Thanks for a very interesting analysis of 'what is truth' and its historical context.

To me, this debate lies at the very heart of the difference between mental and spiritual aspects of humanity. Truth at first appears to be an absolute, and purely a mental process, 'black and white', but once it is put into a spiritual context, the possibilty of grey areas and different viewpoints emerges.

This fits in with the historical analysis issue you raise. Interpretation of 'what is truth' will again depend on the spiritual stance of the analyst.

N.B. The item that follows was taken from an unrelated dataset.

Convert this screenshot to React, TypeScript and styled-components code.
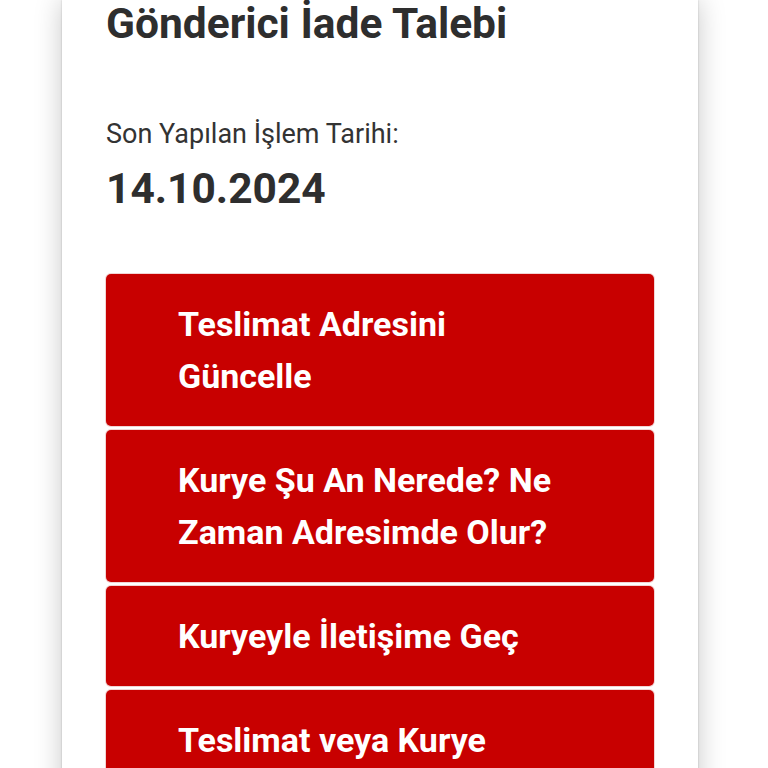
import React from 'react';
import styled, { createGlobalStyle } from 'styled-components';

const GlobalStyle = createGlobalStyle`
  html, body {
    margin: 0;
    padding: 0;
    background: #ffffff;
    font-family: Roboto, "Liberation Sans", Arial, sans-serif;
  }
`;

const Page = styled.div`
  height: 768px;
  overflow: hidden;
  padding: 0 70px 0 62px;
`;

const Card = styled.div`
  background: #ffffff;
  min-height: 800px;
  padding: 0 44px;
  box-shadow: 0 0 2px rgba(0, 0, 0, 0.2), 0 0 26px rgba(0, 0, 0, 0.22);
`;

const Title = styled.h1`
  margin: 0;
  font-size: 42.5px;
  line-height: 48px;
  font-weight: 700;
  color: #2e2e2e;
`;

const Label = styled.div`
  margin-top: 70px;
  font-size: 27px;
  line-height: 32px;
  color: #333333;
`;

const DateValue = styled.div`
  margin-top: 13px;
  font-size: 42.5px;
  line-height: 52px;
  font-weight: 700;
  color: #2e2e2e;
`;

const ActionList = styled.div`
  margin-top: 59px;
  display: flex;
  flex-direction: column;
  gap: 4px;
`;

const ActionButton = styled.button`
  display: block;
  width: 100%;
  text-align: left;
  background: #c80000;
  border: none;
  border-radius: 5px;
  box-shadow: 0 0 0 1px rgba(230, 170, 170, 0.5);
  padding: 24px 72px;
  font-family: inherit;
  font-size: 34px;
  line-height: 52px;
  font-weight: 700;
  color: #ffffff;
  cursor: pointer;
`;

const actions = [
  'Teslimat Adresini Güncelle',
  'Kurye Şu An Nerede? Ne Zaman Adresimde Olur?',
  'Kuryeyle İletişime Geç',
  'Teslimat veya Kurye Hakkında Şikayet',
];

export default function App() {
  return (
    <>
      <GlobalStyle />
      <Page>
        <Card>
          <Title>Gönderici İade Talebi</Title>
          <Label>Son Yapılan İşlem Tarihi:</Label>
          <DateValue>14.10.2024</DateValue>
          <ActionList>
            {actions.map((a) => (
              <ActionButton key={a}>{a}</ActionButton>
            ))}
          </ActionList>
        </Card>
      </Page>
    </>
  );
}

When using the term spiritual, I have in mind 'anything that is not physical or mental', in line with the Global Fitness Framework developed by Dr Jon Smith and myself. Thus mental covers the decision making process, but spiritual includes such aspects as ethics, motivation, morality, humanitarianism, global connectedness and religion.

The framework looks at physical, mental and spiritual fitness of individuals, groups and societies, and we are keen to encourage its use in historical analysis of such issues as slavery, colonialism, power and, ultimately, 'what is truth?'

If you are interested in collaborating to study these issues, I can send you copies of papers introducing the framework, our idea of global spirituality, our definitions of spirituality and religion, and thoughts on relevance of spirituality in the workplace.
John Rayment, 17 April 2007

Thank you to Andrew Stallybrass for this stimulating reflection on truth, not least in the context of history. I've recently resurrected a story I wrote following the Falklands/Malvinas conflict, in which a British army officer affected the surrender of the Argentine troops at Goose Green. But I am only too conscious that history is often written by the victors and seldom by the loosers. So while I was able to quote an Argentine conscripted soldier, who sought healing and reconciliation with the British, I really have little idea how most Argentinians feel to this day about the outcome of the war. A revealing portrait was shown recently on British television in a programme called 'Mummy's War', when Prime Minister Margaret Thatcher's daughter, Carol, visited the Falkland Islands, where she was feted, followed by her encounter in Buenos Aires with a group of Argentine mothers who had lost their sons in the war. It was painful indeed to see Carol Thatcher's total lack of comprehension of what these mothers had gone through, and the losses they suffered, in Argentina's abortive attempt to reclaim the islands which they see as historically theirs. Carol Thatcher's blunt assertion that 'We fought a war. You lost. We won', was met with gobsmacked incredulity by the mothers of Argentina's dead. Yet truth requires their perspective as much as the victors'. I felt ashamed indeed that the victor all too easily fails to live into the shoes, the reality, of the loser. Yet if there is to be any healing of history at all, that is precisely what is most needed. Abraham Lincoln's magnanimity after the American Civil War is a classic example to us all.